Jika dibiarkan, perilaku semacam ini kata Rochmat akan berdampak buruk bagi pendidikan politik ke depan. Oleh karena itu untuk bisa menjamin tegaknya bangsa dan negara, para pejabat yang melakukan penyimpangan perilaku politik harus segera ditindak oleh aparat hukum. Jika tidak, maka sanksi sosial perlu diupayakan dengan optimal, untuk menghindari kerugian sosial yang lebih tinggi.
Rochmat juga melihat bahwa agenda Reformasi 1998 yang sudah memasuki usia 25 tahun nyatanya belum sepenuhnya bisa diwujudkan oleh bangsa Indonesia, terutama pemerintah yang berkuasa saat ini. Setidaknya ada 4 tuntutan yang sudah diwujudkan namun baru sebagian dan belum memenuhi harapan masyarakat luas. Sebaliknya ada dua tuntutan Reformasi yang belum sama sekali dipenuhi sebagaimana idealnya, karena menunjukkan kinerja yang lebih buruk.
"Kedua tuntutan itu berkenaan dengan penegakan supremasi hukum dan pemberantasan KKN," papar Rochmat di depan para presidium dan pengurus dari seluruh Indonesia.

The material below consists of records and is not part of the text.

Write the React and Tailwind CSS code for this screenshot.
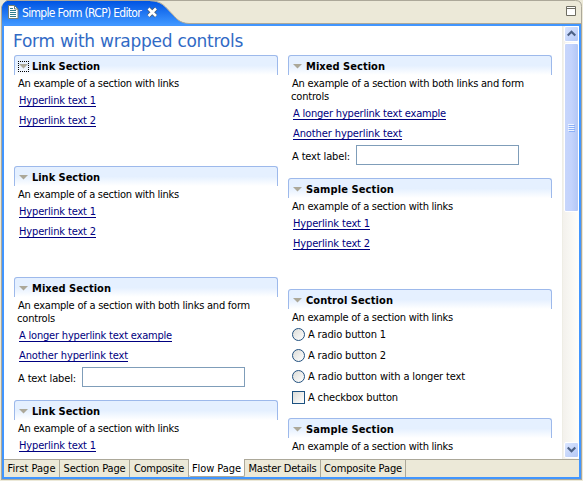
import { useLayoutEffect, useRef, useState } from "react";

/* Single line of text, tracked so that it spans exactly w pixels. */
function T({ w, className = "", children }) {
  const ref = useRef(null);
  const [ls, setLs] = useState(0);
  useLayoutEffect(() => {
    const natural = ref.current.getBoundingClientRect().width;
    setLs((w - natural) / children.length);
  }, []);
  return (
    <span ref={ref} className={`inline-block whitespace-pre ${className}`} style={{ letterSpacing: `${ls}px` }}>
      {children}
    </span>
  );
}

function Header({ title, w, focused }) {
  return (
    <div className="flex h-5 items-center rounded-t-[3px] border-x border-t border-[#9db9eb] bg-linear-to-b from-[#e5f0ff] from-50% to-white pt-px pl-[3px]">
      <span className={`flex h-[11px] w-[11px] items-center justify-center ${focused ? "border border-dotted border-black" : ""}`}>
        <svg width="9" height="5" viewBox="0 0 9 5" className="shrink-0">
          <path d="M0 0h9L4.5 4.5z" fill="#aca899" />
        </svg>
      </span>
      <T w={w} className="ml-[3px] pt-px text-[11px] leading-[13px] font-bold">{title}</T>
    </div>
  );
}

function Section({ title, w, h, focused, children }) {
  return (
    <section className={`w-[264px] shrink-0 ${h}`}>
      <Header title={title} w={w} focused={focused} />
      <div className="pt-0.5 pl-[3px] leading-[13px]">{children}</div>
    </section>
  );
}

function Link({ w, first, children }) {
  return (
    <div className={`h-[13px] pl-[2px] ${first ? "mt-[4px]" : "mt-[7px]"}`}>
      <a className="inline-block h-[13px] border-b border-[#000080] text-[#000080]">
        <T w={w}>{children}</T>
      </a>
    </div>
  );
}

const Desc = () => <div className="h-[13px] pl-px"><T w={161}>An example of a section with links</T></div>;

const LinkSection = ({ title = "Link Section", w = 68, focused, cut }) => (
  <Section title={title} w={w} h={cut ? "h-[60px]" : "h-[111px]"} focused={focused}>
    <Desc />
    <Link w={77} first>Hyperlink text 1</Link>
    {!cut && <Link w={77}>Hyperlink text 2</Link>}
  </Section>
);

const MixedSection = () => (
  <Section title="Mixed Section" w={79} h="h-[123px]">
    <div className="h-[13px] pl-px"><T w={232}>An example of a section with both links and form</T></div>
    <div className="h-[13px]"><T w={38}>controls</T></div>
    <Link w={153} first>A longer hyperlink text example</Link>
    <Link w={109}>Another hyperlink text</Link>
    <div className="mt-[5px] flex items-center pl-px">
      <T w={58} className="pt-0.5">A text label:</T>
      <div className="ml-[6px] h-5 w-[163px] border border-[#7f9db9] bg-white" />
    </div>
  </Section>
);

function Radio({ w, children }) {
  return (
    <div className="flex h-[21px] items-center">
      <span className="h-[13px] w-[13px] rounded-full border border-[#21507f] bg-linear-to-br from-[#dcdcd7] to-white" />
      <T w={w} className="ml-[3px]">{children}</T>
    </div>
  );
}

const ControlSection = () => (
  <Section title="Control Section" w={87} h="h-[129px]">
    <Desc />
    <div className="pl-px">
      <Radio w={78}>A radio button 1</Radio>
      <Radio w={78}>A radio button 2</Radio>
      <Radio w={157}>A radio button with a longer text</Radio>
      <div className="flex h-[21px] items-center">
        <span className="h-[13px] w-[13px] border border-[#1c5180] bg-linear-to-br from-[#dcdcd7] to-white" />
        <T w={90} className="ml-[3px]">A checkbox button</T>
      </div>
    </div>
  </Section>
);

function TabBar() {
  return (
    <div className="relative h-6 shrink-0">
      <svg width="583" height="24" viewBox="0 0 583 24" className="absolute top-0 left-0">
        <defs>
          <linearGradient id="tab" x1="0" y1="0" x2="0" y2="1">
            <stop offset="0" stopColor="#0054e3" />
            <stop offset="1" stopColor="#3d95ff" />
          </linearGradient>
        </defs>
        <path d="M1.500 24V6.500l5-6H575.500q6 0 6 6V24" fill="none" stroke="#aca899" />
        <path d="M2 24V7l1-3 2-2 2-1H150c12 0 16 7 21 12s8 10 18 10.500V24z" fill="url(#tab)" />
        <path d="M150 .7c12 0 16 7 21 12s8 10.600 18 10.800H581" fill="none" stroke="#aca899" />
        <path d="M8.500 5.500h6l3.500 3.500v9.500h-9.500z" fill="#fff" stroke="#6f7f78" />
        <path d="M14.500 5.500v3.500h3.500" fill="none" stroke="#6f7f78" />
        <path d="M10 8.500h3M10 10.500h6M10 12.500h6M10 14.500h6M10 16.500h6" stroke="#2f7d8d" />
        <path d="M148.500 8.500l7.500 7.500M156 8.500l-7.500 7.500" stroke="#4a5a70" strokeWidth="4" />
        <path d="M148.500 8.500l7.500 7.500M156 8.500l-7.500 7.500" stroke="#fff" strokeWidth="2.600" />
        <path d="M566.500 6.500h9v9h-9zM566 8.500h10" fill="#fff" stroke="#6e6d62" />
      </svg>
      <T w={119} className="relative top-[6px] left-[22px] text-[12px] leading-[14px] text-white">Simple Form (RCP) Editor</T>
    </div>
  );
}

function ScrollButton({ down }) {
  return (
    <div className="flex h-4 w-[15px] items-center justify-center rounded-[2px] border border-white bg-linear-to-br from-[#dbe6ff] to-[#b4c8f6] pb-px">
      <svg width="9" height="7" viewBox="0 0 9 7" className={down ? "rotate-180" : ""}>
        <path d="M.7 5.500l3.800-3.800 3.800 3.800" fill="none" stroke="#4d6185" strokeWidth="2.200" />
      </svg>
    </div>
  );
}

function ScrollBar() {
  return (
    <div className="flex w-[17px] flex-col items-center border-l border-[#eeede5] bg-linear-to-r from-[#f3f1ec] to-[#fefefb] pb-px">
      <ScrollButton />
      <div className="mt-px flex h-[169px] w-[15px] flex-col items-center justify-center rounded-[2px] border border-white bg-linear-to-r from-[#c8d6fb] via-[#c3d3fd] to-[#b3c7f5]">
        <svg width="7" height="8" viewBox="0 0 7 8">
          <path d="M0 .5h6M0 2.500h6M0 4.500h6M0 6.500h6" stroke="#eef4fe" />
          <path d="M1 1.500h6M1 3.500h6M1 5.500h6M1 7.500h6" stroke="#8cb0f8" />
        </svg>
      </div>
      <div className="grow" />
      <ScrollButton down />
    </div>
  );
}

function PageTab({ w, box, selected, children }) {
  return (
    <div className={`flex justify-center border-r border-[#aca899] pt-[2px] leading-[14px] ${box} ${selected ? "-mt-px rounded-b-[2px] border-b bg-white pt-[3px]" : ""}`}>
      <T w={w}>{children}</T>
    </div>
  );
}

export default function App() {
  return (
    <div className="flex h-[481px] w-[583px] flex-col overflow-hidden bg-[#ece9d8] font-['DejaVu_Sans_Condensed','DejaVu_Sans',sans-serif] text-[11px] text-black">
      <TabBar />
      <div className="ml-px flex h-[456px] w-[581px] flex-col border-x border-b border-[#aca899]">
        <div className="flex min-h-0 grow flex-col border-2 border-[#4196ff]">
          <div className="flex h-[433px] shrink-0 overflow-hidden bg-white">
            <div className="flex h-full w-[558px] flex-col pl-[10px]">
              <h1 className="h-[29px] shrink-0 pt-[3px] font-['DejaVu_Sans',sans-serif] text-[17px] leading-6 text-[#316ac5]">
                <T w={230} className="-ml-px">Form with wrapped controls</T>
              </h1>
              <div className="flex gap-[10px]">
                <div className="flex flex-col">
                  <LinkSection focused />
                  <LinkSection />
                  <MixedSection />
                  <LinkSection cut />
                </div>
                <div className="flex flex-col">
                  <MixedSection />
                  <LinkSection title="Sample Section" w={88} />
                  <ControlSection />
                  <LinkSection title="Sample Section" w={88} cut />
                </div>
              </div>
            </div>
            <ScrollBar />
          </div>
          <div className="flex h-[18px] border-t border-[#aca899]">
            <PageTab w={48} box="w-[56px]">First Page</PageTab>
            <PageTab w={62} box="w-[70px]">Section Page</PageTab>
            <PageTab w={50} box="w-[59px]">Composite</PageTab>
            <PageTab w={49} box="w-[56px]" selected>Flow Page</PageTab>
            <PageTab w={68} box="w-[76px]">Master Details</PageTab>
            <PageTab w={78} box="w-[85px]">Composite Page</PageTab>
          </div>
        </div>
      </div>
    </div>
  );
}
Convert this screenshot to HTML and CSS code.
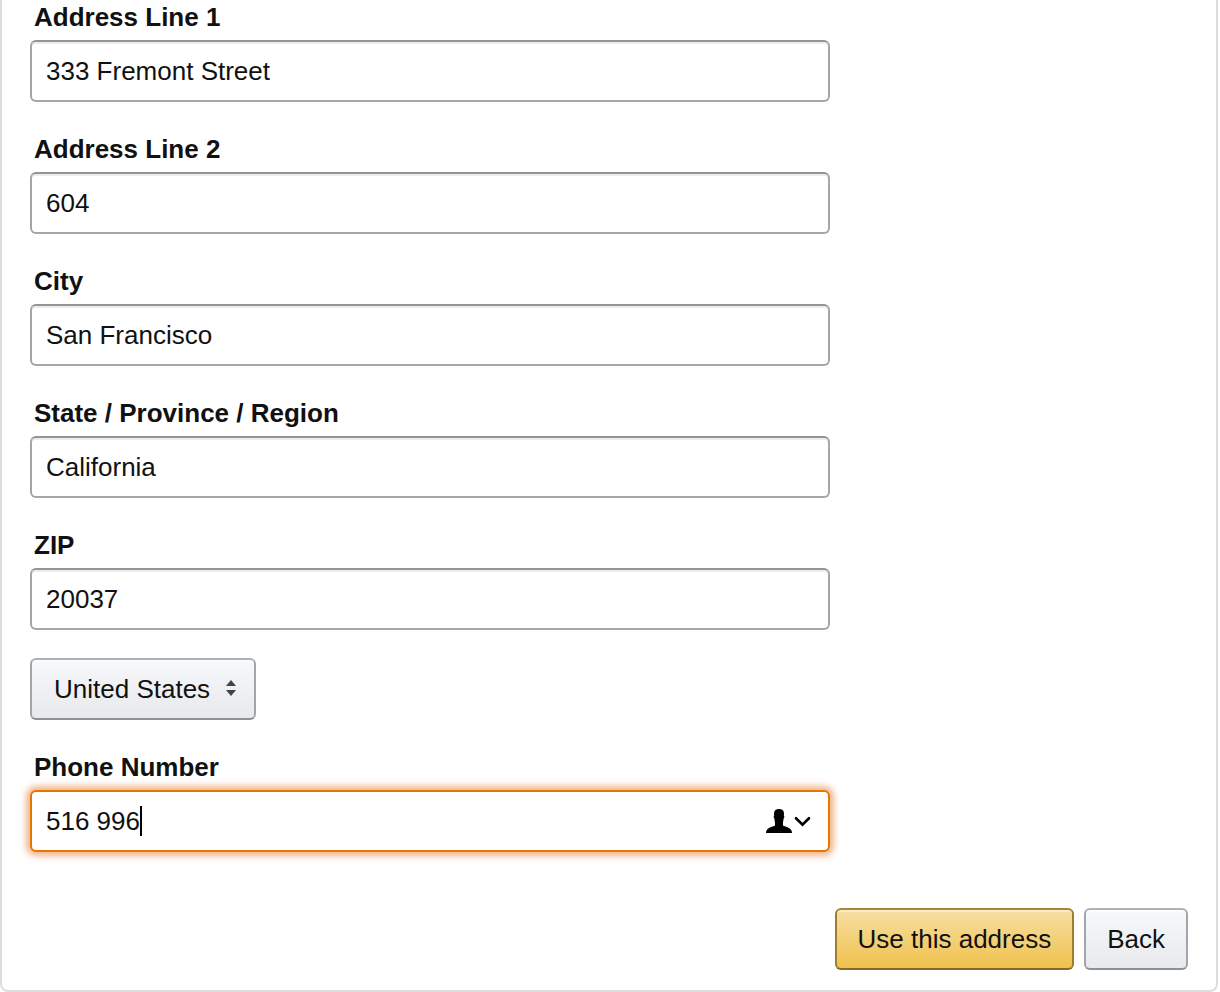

Rochmat juga menyinggung soal pengamalan Pancasila yang jauh dari ideal. Menurut Rochmat, Pancasila hanya sebagai slogan belaka.
"Terkesan selintas sudah ditangani dengan hadirnya BPIP, namun implementasi nilai-nilai Pancasila belum sepenuhnya bisa kita rasakan dalam kehidupan sehari-hari secara memuaskan. Hampir semua nilai Pancasila terdistorsi sedemikian rupa, sehingga Pancasila yang ideal itu belum bisa dirasakan manfaatnya bagi sebagian besar rakyat Indonesia," tegasnya.
Menurut Rochmat, dalam berbagai kesempatan masyarakat Indonesia baik secara personal maupun kelompok telah mampu menunjukkan prestasi yang gemilang pada tataran nasional.
Namun pada kenyataannya, indeks kompetisi dunia, semakin turun dewasa ini.
"Ini secara langsung atau tidak langsung sebagai akibat dari sistem pendidikan nasional dan kinerja sektor pendidikan masih jauh dari memuaskan," tegasnya.
Rochmat juga menyoroti karakter bangsa menghadapi perubahan sosial-budaya.
"Karakter bangsa Indonesia sangatlah penting dalam menghadapi perubahan sosial-budaya dan sains-teknologi yang sangat penting terlebih-lebih di era disrupsi ini, di satu sisi karakter bangsa terkoyak-koyak, di sisi lain institusi tidak berjalan dengan baik akibat derasnya arus islamopobia di tanah air. Oleh karena itu sejalan dengan penegakan nilai-nilai Pancasila, maka pengamalan nilai-nilai Pancasila harus dijadikan ferakan," pungkasnya. (sws)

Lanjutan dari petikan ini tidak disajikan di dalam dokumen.